It was an unremarkable Friday afternoon in September of my first year here and I stood in the parking lot of Price Chopper with a few of my friends. We were talking about our new lives, telling each other the ways in which Hamilton differed from our own hometowns. One of my friends remarked, “There’s just nothing to do here.”
It was something I’d heard many times before, and within the past week, I started to accept it as the truth. We all laughed in agreement, and when our last friend came out of the store, we laughed even harder as we tried to pack the car with five people and all of our groceries for the week. When we got back up the hill, we spent a good 15 minutes trying to figure out how to transport everything, and we ended up putting it inside suitcases and IKEA bags, making it at least a three-person effort to get everything upstairs.
Over the course of the year, I, along with countless other students, agonized over the notion that there was “nothing to do” at Colgate University. I found myself thinking about it on Thursday afternoons when I got my commons newsletter via email and scrolled through it, immediately texting my best friend when there were going to be cookies or hot chocolate in the lobbies of our buildings. We went to so many of these events that when our commons won the cup at the end of the year, we both received personalized emails to pick up prizes for our avid participation.
Over the winter, when the roads were bad and it felt like there was really “nothing to do,” I remember going to events for The Women’s Network, a club that offered so many great ways to cut through the boredom. At one event, we gathered in the Coop Media Room on a Thursday night, eating freshly catered Oliveri’s pasta. After the movie ended, another club immediately started an event — a painting and popcorn social — and my friends and I stayed for this, too. We painted a funny picture to give to our friend as a birthday present, something he still has on his desk a year later. I also attended two alumni-run workout classes, which reminded me a lot of the regularly scheduled ’Gate Fitness classes my friend and I had been attending.
I also attended a few Pilates classes at The Zen Den in town, just a quick shuttle ride from right outside my door.

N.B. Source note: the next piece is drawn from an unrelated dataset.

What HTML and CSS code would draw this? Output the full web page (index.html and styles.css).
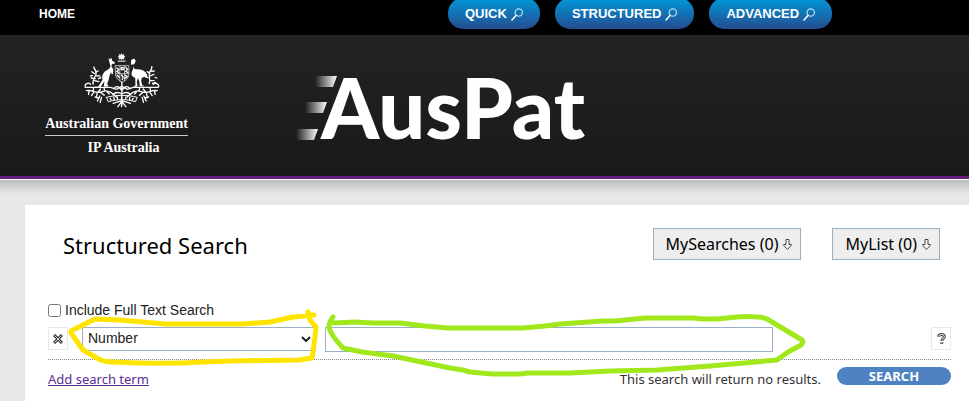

The intensity of the workouts made me laugh, because I knew I was way out of my comfort zone, but no one in the class seemed to notice or mind. After these classes, I’d go with my friends to get food at one of the many restaurants in town. We had made it a goal to try every single one by the end of the year, and we were successful, ending the spring with a list of new favorite spots. We even had a couple of dinners at the Colgate Inn, where we were lucky enough to use our bonus dollars on high-quality steaks that, after weeks of nothing but dining hall food, seemed too good to be true.
Evidently, to say that there is “nothing to do” in Hamilton would be a lie. We never struggled to find something, whether it was admiring the farmer’s market on weekend mornings while we walked to Flour & Salt or coming back on a slow weeknight to attend special movie events at the Hamilton Movie Theater. At Christmas time, we attended Hamilton’s tree lighting ceremony, listening in awe to Colgate’s a cappella groups, who sang beautifully even in the negative-degree weather.
Of course, I can’t give Hamilton all the credit. The surrounding towns, too, offer plenty of “nothing to do.” The night my friends and I drove back to campus after winter break, when our typical three-and-a-half-hour drive from the New York Palisades took almost six hours, we decided to go to Ray Brothers BBQ, where we shared amazing food and told stories about our vacations. Most of us quickly realized that it was possible we over-ordered, so we brought leftovers back to one of our rooms and played our own version of Tetris: we shoved everyone’s food into one fridge so that we didn’t have to go home and end the night so early.
Like many other Colgate students, my friends and I also frequented New Hartford, a thirty-minute drive from campus. This is no further than many of the places I used to go at home, where I’d never claim there was “nothing to do.” We spent many birthdays (including fake ones that we created in an attempt to get free desserts) at Red Samurai and Texas Roadhouse. We shopped together at Sangertown Square, driving past the Get Air Trampoline Park each time along the way, which we plan to visit for our next outing.
I’m sure people will continue to say there’s “nothing to do” at Colgate, but every student here has a thousand shopping trips to make, new foods to try, workouts to do, walks to go on, events to check out and memories to make. In my experience, these “nothing” activities have been everything.